During Hillary Clinton's bid to lead the Democrats, pundits whined that her voice was "grating" and "turns people off." When Jill Abramson became the first female editor of The New York Times, her unusual intonation – "the equivalent of a nasal car honk," The New Yorker said – was analyzed and pilloried in the media (where she now has the most prestigious role of all). Maybe voice is the last acceptable site of physical female scrutiny, since it's not so cool to talk about ass size any more.

Recently, a new kind of vocal tick has been identified as a possible "trend."

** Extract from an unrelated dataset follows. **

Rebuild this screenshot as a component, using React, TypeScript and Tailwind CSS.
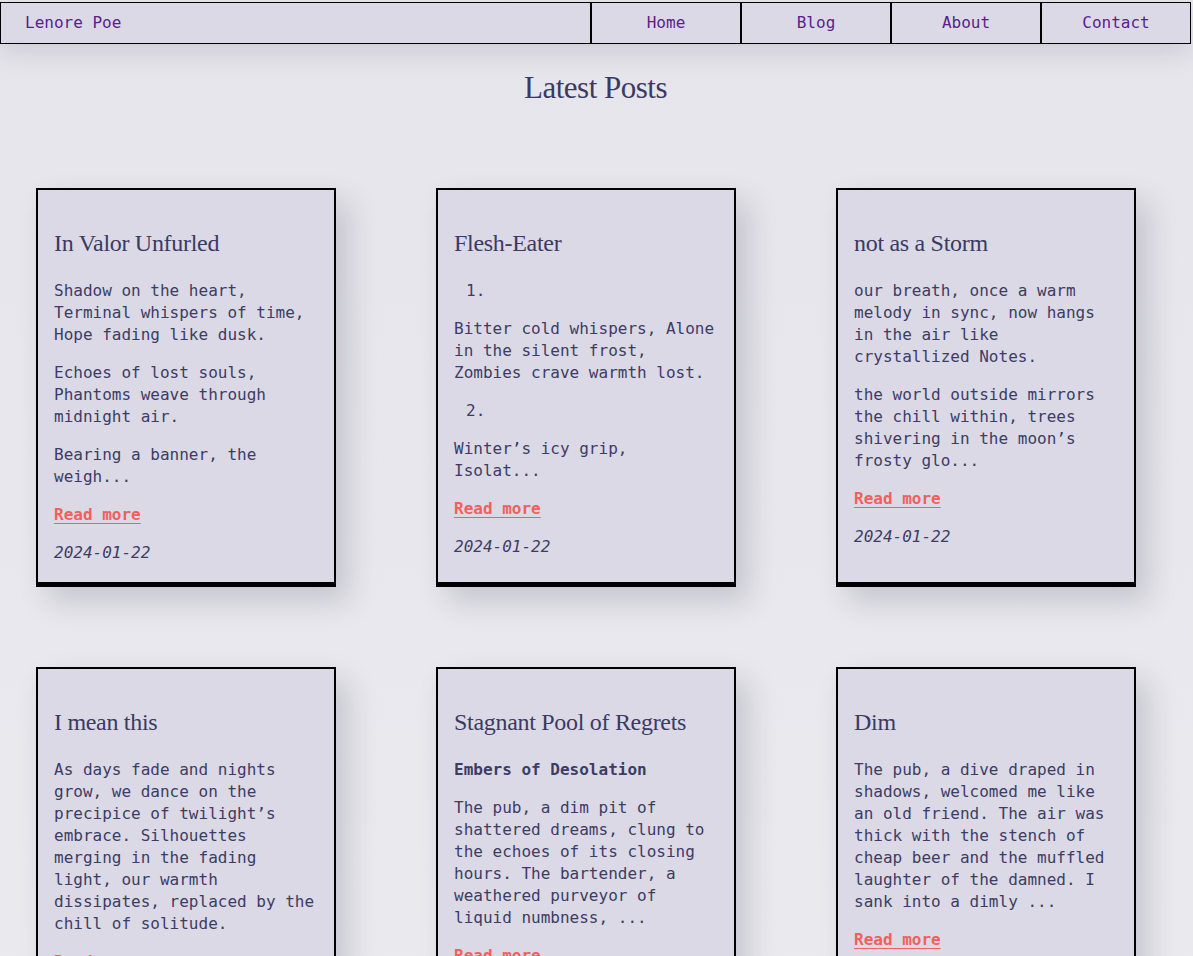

"Vocal fry," or glottalization, is the sound made when the voice drops into the lowest register and creaks like a floorboard. It's the Zooey Deschanel crinkle, usually found at the end of a sentence. One 2010 study published in American Speech suggested that it's more common in women than men and that listeners associate the sound with upward mobility and education. (I think it sounds like you smoke, which used to mean you were interesting.) Researchers found that vocal fry is considered a masculine sound, writing: "Creaky voice may provide a growing number of American women with a way to project an image of accomplishment while retaining female desirability." Kim Kardashian, of all people, expresses this duality to a painful degree, with her high-pitched, "like"-flooded voice that peters off into a careless rumble.

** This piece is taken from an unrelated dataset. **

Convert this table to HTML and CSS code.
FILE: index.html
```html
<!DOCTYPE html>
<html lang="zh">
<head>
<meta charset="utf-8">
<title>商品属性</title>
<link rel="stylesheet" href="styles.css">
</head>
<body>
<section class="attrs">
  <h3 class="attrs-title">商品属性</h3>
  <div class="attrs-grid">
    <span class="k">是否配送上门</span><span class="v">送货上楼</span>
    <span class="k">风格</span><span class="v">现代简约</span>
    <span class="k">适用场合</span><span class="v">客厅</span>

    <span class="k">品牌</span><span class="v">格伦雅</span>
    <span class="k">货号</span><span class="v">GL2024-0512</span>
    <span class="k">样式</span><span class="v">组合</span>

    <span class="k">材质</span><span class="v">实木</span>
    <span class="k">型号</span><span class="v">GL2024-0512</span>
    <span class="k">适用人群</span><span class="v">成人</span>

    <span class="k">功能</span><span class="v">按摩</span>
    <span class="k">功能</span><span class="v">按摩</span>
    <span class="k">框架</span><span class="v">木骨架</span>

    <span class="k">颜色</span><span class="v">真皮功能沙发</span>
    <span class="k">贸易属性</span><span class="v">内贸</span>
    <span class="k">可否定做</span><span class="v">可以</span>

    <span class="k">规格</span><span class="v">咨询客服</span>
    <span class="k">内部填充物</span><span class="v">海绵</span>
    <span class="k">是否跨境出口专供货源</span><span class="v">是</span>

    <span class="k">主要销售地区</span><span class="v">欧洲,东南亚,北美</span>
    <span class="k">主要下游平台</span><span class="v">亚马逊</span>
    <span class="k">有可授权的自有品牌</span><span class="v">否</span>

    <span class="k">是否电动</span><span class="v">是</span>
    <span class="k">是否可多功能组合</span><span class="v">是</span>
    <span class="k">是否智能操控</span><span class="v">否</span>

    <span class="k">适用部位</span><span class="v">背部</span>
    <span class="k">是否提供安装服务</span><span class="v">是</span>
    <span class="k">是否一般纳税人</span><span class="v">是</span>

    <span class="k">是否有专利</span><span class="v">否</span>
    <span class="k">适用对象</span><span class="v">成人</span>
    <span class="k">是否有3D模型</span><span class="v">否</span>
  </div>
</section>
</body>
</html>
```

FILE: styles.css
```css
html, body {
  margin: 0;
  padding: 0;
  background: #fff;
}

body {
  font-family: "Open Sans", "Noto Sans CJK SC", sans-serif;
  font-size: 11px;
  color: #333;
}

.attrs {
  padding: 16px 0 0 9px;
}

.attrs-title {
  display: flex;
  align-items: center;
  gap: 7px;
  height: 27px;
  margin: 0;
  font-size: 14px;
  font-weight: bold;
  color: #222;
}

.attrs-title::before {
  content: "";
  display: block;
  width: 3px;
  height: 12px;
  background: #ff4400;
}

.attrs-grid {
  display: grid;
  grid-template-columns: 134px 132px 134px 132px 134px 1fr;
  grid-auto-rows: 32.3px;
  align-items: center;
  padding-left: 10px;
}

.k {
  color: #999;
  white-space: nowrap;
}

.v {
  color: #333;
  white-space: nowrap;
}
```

I find that Kardashian voice as unbearable as a Michael Bay movie, and I feel the same agony when I endure the "ohmygaaaaawd" twentysomething women squeaking into their cellphones every time I leave my house (though, to be fair, grunting cellphone guys don't really sound like they're grabbing their slice of man-power pie either).

But this prejudice should probably give me pause.

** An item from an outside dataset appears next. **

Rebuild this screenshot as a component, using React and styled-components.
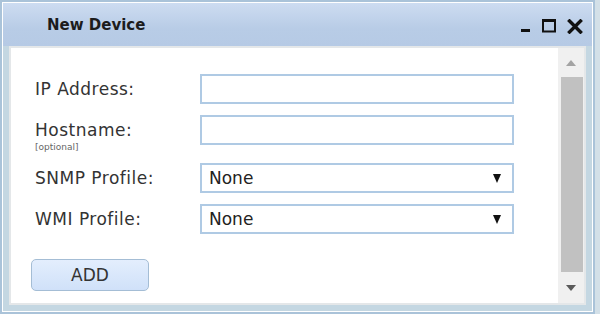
import styled, { createGlobalStyle } from 'styled-components'

const GlobalStyle = createGlobalStyle`
  html, body {
    margin: 0;
    padding: 0;
  }
  body {
    width: 600px;
    height: 314px;
    overflow: hidden;
    background: #d3e0e8;
    font-family: "DejaVu Sans", Verdana, sans-serif;
  }
`

const Window = styled.div`
  box-sizing: border-box;
  width: 595px;
  height: 314px;
  border: 2px solid #aac3d9;
  box-shadow: inset 0 0 0 1px #ffffff;
  background: #c4d7e2;
  padding: 1px;
  display: flex;
  flex-direction: column;
`

const TitleBar = styled.div`
  height: 43px;
  flex-shrink: 0;
  display: flex;
  align-items: center;
  justify-content: space-between;
  padding: 0 9px 0 44px;
  background: linear-gradient(#cddcf1, #b8cce6 60%, #b6cae5);
`

const Title = styled.span`
  font-size: 15px;
  font-weight: bold;
  color: #1c1c1c;
  margin-top: 1px;
`

const Controls = styled.div`
  display: flex;
  align-items: center;
  gap: 11px;
  margin-top: 3px;
`

const Body = styled.div`
  flex: 1;
  display: flex;
  padding: 0 6px 6px 6px;
`

const Panel = styled.div`
  flex: 1;
  display: flex;
  border: 2px solid #e4e7e9;
  background: #ffffff;
`

const FormArea = styled.div`
  flex: 1;
  padding: 26px 0 0 24px;
  display: flex;
  flex-direction: column;
`

const Form = styled.div`
  display: flex;
  flex-direction: column;
  gap: 11px;
`

const Row = styled.div`
  display: grid;
  grid-template-columns: 165px 314px;
  align-items: ${(p) => (p.$top ? 'start' : 'center')};
`

const LabelBlock = styled.div`
  display: flex;
  flex-direction: column;
  padding-top: ${(p) => (p.$top ? '5px' : '0')};
`

const Label = styled.label`
  font-size: 17px;
  line-height: 20px;
  color: #333333;
  letter-spacing: 0.5px;
`

const Hint = styled.span`
  font-size: 9px;
  line-height: 10px;
  margin-top: 2px;
  color: #666666;
`

const TextInput = styled.input`
  box-sizing: border-box;
  width: 314px;
  height: 30px;
  border: 2px solid #afcae4;
  background: #ffffff;
  outline: none;
  padding: 0 7px;
  font-family: inherit;
  font-size: 17px;
`

const SelectWrap = styled.div`
  position: relative;
  width: 314px;
  height: 30px;
`

const Select = styled.select`
  box-sizing: border-box;
  appearance: none;
  width: 100%;
  height: 100%;
  border: 2px solid #afcae4;
  border-radius: 0;
  background: #ffffff;
  outline: none;
  padding: 0 0 0 7px;
  font-family: inherit;
  font-size: 17px;
  color: #222222;
`

const Arrow = styled.svg`
  position: absolute;
  right: 13px;
  top: 11px;
  pointer-events: none;
`

const AddButton = styled.button`
  box-sizing: border-box;
  margin: 25px 0 0 -4px;
  width: 118px;
  height: 32px;
  border: 1px solid #a4bdd5;
  border-radius: 5px;
  background: linear-gradient(#e3eefd, #d0e1f9);
  font-family: inherit;
  font-size: 17px;
  color: #333333;
  padding: 0;
`

const Scrollbar = styled.div`
  width: 26px;
  background: #f0f0f0;
  display: flex;
  flex-direction: column;
`

const ScrollArrow = styled.div`
  height: ${(p) => p.$h}px;
  display: flex;
  align-items: center;
  justify-content: center;
`

const Thumb = styled.div`
  flex: 1;
  margin: 0 1px 0 3px;
  background: #c1c1c1;
`

const Minimize = () => (
  <svg width="10" height="14" viewBox="0 0 10 14">
    <rect x="0" y="10" width="9" height="3" fill="#111" />
  </svg>
)

const Maximize = () => (
  <svg width="14" height="14" viewBox="0 0 14 14">
    <rect x="1" y="1.5" width="12" height="11" fill="none" stroke="#111" strokeWidth="2" />
    <rect x="0" y="0" width="14" height="3" fill="#111" />
  </svg>
)

const Close = () => (
  <svg width="16" height="15" viewBox="0 0 16 15">
    <path d="M2.5 2 L13.5 13 M13.5 2 L2.5 13" stroke="#111" strokeWidth="3.4" strokeLinecap="square" />
  </svg>
)

const DropArrow = () => (
  <Arrow width="8" height="9" viewBox="0 0 8 9">
    <polygon points="0,0 8,0 4,9" fill="#111" />
  </Arrow>
)

const App = () => {
  return (
    <>
      <GlobalStyle />
      <Window>
        <TitleBar>
          <Title>New Device</Title>
          <Controls>
            <Minimize />
            <Maximize />
            <Close />
          </Controls>
        </TitleBar>
        <Body>
          <Panel>
            <FormArea>
              <Form>
                <Row>
                  <Label>IP Address:</Label>
                  <TextInput type="text" />
                </Row>
                <Row $top>
                  <LabelBlock $top>
                    <Label>Hostname:</Label>
                    <Hint>[optional]</Hint>
                  </LabelBlock>
                  <TextInput type="text" />
                </Row>
                <Row>
                  <Label>SNMP Profile:</Label>
                  <SelectWrap>
                    <Select defaultValue="none">
                      <option value="none">None</option>
                    </Select>
                    <DropArrow />
                  </SelectWrap>
                </Row>
                <Row>
                  <Label>WMI Profile:</Label>
                  <SelectWrap>
                    <Select defaultValue="none">
                      <option value="none">None</option>
                    </Select>
                    <DropArrow />
                  </SelectWrap>
                </Row>
              </Form>
              <div>
                <AddButton>ADD</AddButton>
              </div>
            </FormArea>
            <Scrollbar>
              <ScrollArrow $h={29}>
                <svg width="10" height="6" viewBox="0 0 10 6">
                  <polygon points="0,6 10,6 5,0" fill="#a3a3a3" />
                </svg>
              </ScrollArrow>
              <Thumb />
              <ScrollArrow $h={31}>
                <svg width="10" height="6" viewBox="0 0 10 6">
                  <polygon points="0,0 10,0 5,6" fill="#5a5a5a" />
                </svg>
              </ScrollArrow>
            </Scrollbar>
          </Panel>
        </Body>
      </Window>
    </>
  )
}

export default App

In an episode of 30 Rock last year, Tina Fey as Liz Lemon is appalled by a young female comedian who joins the staff. Abby Flynn's persona is a dirty-talking girly-girl in pigtails with a lollipop and a baby voice. When Lemon failingly pleads with her to show some self-respect and drop the act – in front of a statue of Eleanor Roosevelt, no less – Abby says, "The whole sexy baby thing isn't an act … I'm a very sexy baby!"

She then chastises Liz for being judgmental, pointing out that Liz's glasses are as much a prop as her goo-goo falsetto, projecting a different female image, but equally affected.

In other words: Tune in to the substance of the conversation before deciding if the delivery hurts your ideals as much as your ears.